I was glad when 2018 was over.  Its a story for another post.  A story that will take courage to tell and one that must be told when littles (can I still call Clever, Dapper and Spicy littles when they are 10, 9 and breathing down 8’s neck??) are not underfoot with excitement for Christmas…  Its hard because as every writer knows, our stories are not our own.  They are intertwined and weaved with other’s lives and truths.  Our version is but one facet… Still, as writers also know, stories within us must come forth or they overcrowd and corrupt our minds leaving no room for new stories and beginnings.  So I will write my story and you will hear my story in due time.

As it is, 2019 came.  I anticipated it and welcomed a fresh new year.  Not to lose weight (tho I need to), not to quit smoking (did that almost 11 years ago- thank you very much)- no real resolutions were happening here.  I was just grateful to see a new year, pick a new word and begin again.

My word for 2019 was (and for the next 20 days still is) STRONG.

It was deceptive at first, I admit.  Its a bold word and claiming it as my word of the year was daring.  Especially given the fact I didn’t feel it.  I wasn’t sure I believed it.  Okay, I know I didn’t believe it.  But I made it my word and I thought about it every single day thus far in 2019.  I make decisions that will make me a strong person.
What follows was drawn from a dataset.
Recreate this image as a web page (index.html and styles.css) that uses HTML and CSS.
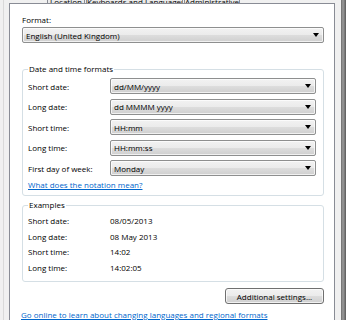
FILE: index.html
```html
<!DOCTYPE html>
<html lang="en">
<head>
    <meta charset="UTF-8">
    <title>Region - Formats</title>
    <link rel="stylesheet" href="styles.css">
</head>
<body>
    <div class="window">
        <div class="edge-left"></div>

        <div class="sheet">
            <div class="tabs">
                <div class="tab tab-first">Location</div>
                <div class="tab tab-mid">Keyboards and Languages</div>
                <div class="tab tab-last">Administrative</div>
            </div>

            <div class="panel">
                <div class="field-label">Format:</div>
                <div class="combo combo-wide">
                    <span>English (United Kingdom)</span>
                    <span class="arrow"></span>
                </div>

                <div class="group group-formats">
                    <div class="group-title">Date and time formats</div>
                    <div class="rows">
                        <div class="row">
                            <span class="row-label">Short date:</span>
                            <div class="combo"><span>dd/MM/yyyy</span><span class="arrow"></span></div>
                        </div>
                        <div class="row">
                            <span class="row-label">Long date:</span>
                            <div class="combo"><span>dd MMMM yyyy</span><span class="arrow"></span></div>
                        </div>
                        <div class="row">
                            <span class="row-label">Short time:</span>
                            <div class="combo"><span>HH:mm</span><span class="arrow"></span></div>
                        </div>
                        <div class="row">
                            <span class="row-label">Long time:</span>
                            <div class="combo"><span>HH:mm:ss</span><span class="arrow"></span></div>
                        </div>
                        <div class="row">
                            <span class="row-label">First day of week:</span>
                            <div class="combo"><span>Monday</span><span class="arrow"></span></div>
                        </div>
                    </div>
                    <a class="link notation-link" href="#">What does the notation mean?</a>
                </div>

                <div class="group group-examples">
                    <div class="group-title">Examples</div>
                    <div class="example"><span class="row-label">Short date:</span><span>08/05/2013</span></div>
                    <div class="example"><span class="row-label">Long date:</span><span>08 May 2013</span></div>
                    <div class="example"><span class="row-label">Short time:</span><span>14:02</span></div>
                    <div class="example"><span class="row-label">Long time:</span><span>14:02:05</span></div>
                </div>

                <div class="actions">
                    <button class="btn">Additional settings...</button>
                </div>

                <a class="link online-link" href="#">Go online to learn about changing languages and regional formats</a>
            </div>
        </div>

        <div class="edge-right">
            <div class="scroll-strip"></div>
        </div>
    </div>
</body>
</html>
```

FILE: styles.css
```css
* {
    margin: 0;
    padding: 0;
    box-sizing: border-box;
}

body {
    font-family: "Segoe UI", "Open Sans", sans-serif;
    font-size: 8px;
    color: #000;
    background: #f0f0f0;
    width: 346px;
    height: 320px;
    overflow: hidden;
}

.window {
    display: flex;
    height: 320px;
}

.edge-left {
    width: 9px;
    border-left: 3px solid #f0f0f0;
    background: linear-gradient(90deg, #d9d9d9 0, #d9d9d9 1px, #f0f0f0 1px);
}

.sheet {
    width: 326px;
    display: flex;
    flex-direction: column;
}

/* only the bottom edge of the tab strip is in view */
.tabs {
    height: 5px;
    display: flex;
    align-items: flex-end;
    overflow: hidden;
    padding-left: 38px;
}

.tab {
    flex: none;
    height: 14px;
    line-height: 14px;
    text-align: center;
    overflow: hidden;
    background: linear-gradient(#f2f2f2, #e3e3e3);
    border: 1px solid #898c95;
    border-bottom: none;
    white-space: nowrap;
    position: relative;
    top: 5px;
}

.tab + .tab {
    margin-left: 1px;
}

.tab-first {
    width: 38px;
}

.tab-mid {
    width: 97px;
}

.tab-last {
    width: 56px;
}

.panel {
    flex: 1;
    background: #fff;
    border: 1px solid #898c95;
    border-bottom: none;
    padding: 9px 10px 0 12px;
}

.field-label {
    height: 13px;
    line-height: 13px;
}

.combo {
    height: 16px;
    display: flex;
    align-items: center;
    justify-content: space-between;
    padding: 0 4px 0 3px;
    border: 1px solid #8e8f8f;
    border-radius: 2px;
    background: linear-gradient(#f2f2f2 0%, #ebebeb 50%, #dddddd 51%, #cfcfcf 100%);
    box-shadow: inset 0 0 0 1px rgba(255, 255, 255, 0.7);
    white-space: nowrap;
}

.combo-wide {
    margin-top: 1px;
    width: 302px;
}

.arrow {
    width: 0;
    height: 0;
    border-left: 3.5px solid transparent;
    border-right: 3.5px solid transparent;
    border-top: 4px solid #000;
}

.group {
    border: 1px solid #d5dfe5;
    border-radius: 3px;
    width: 302px;
    padding: 0 6px 0 5px;
}

.group-title {
    display: block;
    width: fit-content;
    background: #fff;
    padding: 0 1px;
    height: 12px;
    line-height: 12px;
    margin-top: -7px;
}

.group-formats {
    margin-top: 26px;
    height: 127px;
}

.rows {
    display: flex;
    flex-direction: column;
    gap: 4.5px;
    margin-top: 3px;
}

.row {
    display: flex;
    align-items: center;
}

.row-label {
    width: 82px;
    flex-shrink: 0;
}

.row .combo {
    width: 206px;
}

.link {
    color: #0066cc;
    text-decoration: underline;
    display: block;
}

.notation-link {
    margin-top: 2px;
    height: 14px;
    line-height: 14px;
}

.group-examples {
    margin-top: 9px;
    height: 77px;
}

.group-examples .group-title {
    margin-bottom: 2px;
}

.example {
    display: flex;
    height: 15.7px;
    line-height: 15.7px;
}

.actions {
    display: flex;
    justify-content: flex-end;
    margin-top: 6px;
    width: 302px;
}

.btn {
    font-family: inherit;
    font-size: inherit;
    color: #000;
    width: 99px;
    height: 16px;
    border: 1px solid #707070;
    border-radius: 3px;
    background: linear-gradient(#f2f2f2 0%, #ebebeb 50%, #dddddd 51%, #cfcfcf 100%);
    box-shadow: inset 0 0 0 1px rgba(255, 255, 255, 0.7);
}

.online-link {
    margin-top: 5px;
    margin-left: -1px;
    white-space: nowrap;
}

.edge-right {
    flex: 1;
    display: flex;
    justify-content: flex-end;
    padding-left: 6px;
}

.scroll-strip {
    width: 5px;
    background: linear-gradient(90deg, #6b6b6b, #9c9c9c 40%, #5a5a5a);
}
```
I work to make my marriage strong.  I strive to be a strong role model for my littles .  I have strong friendships and learned to appreciate them and nurture them.  I was strong in the realization that other friendships weren’t.  This is okay, it makes the strong outshine.  I see them clearly.  I feel that this year – and last- let me see everyone clearly.  I still STRONGly wish everyone well.

I am spending the next several weeks thinking and praying for my next word.  Praying that Jesus just lets it come to me and gives me the purpose to slay all things with my word!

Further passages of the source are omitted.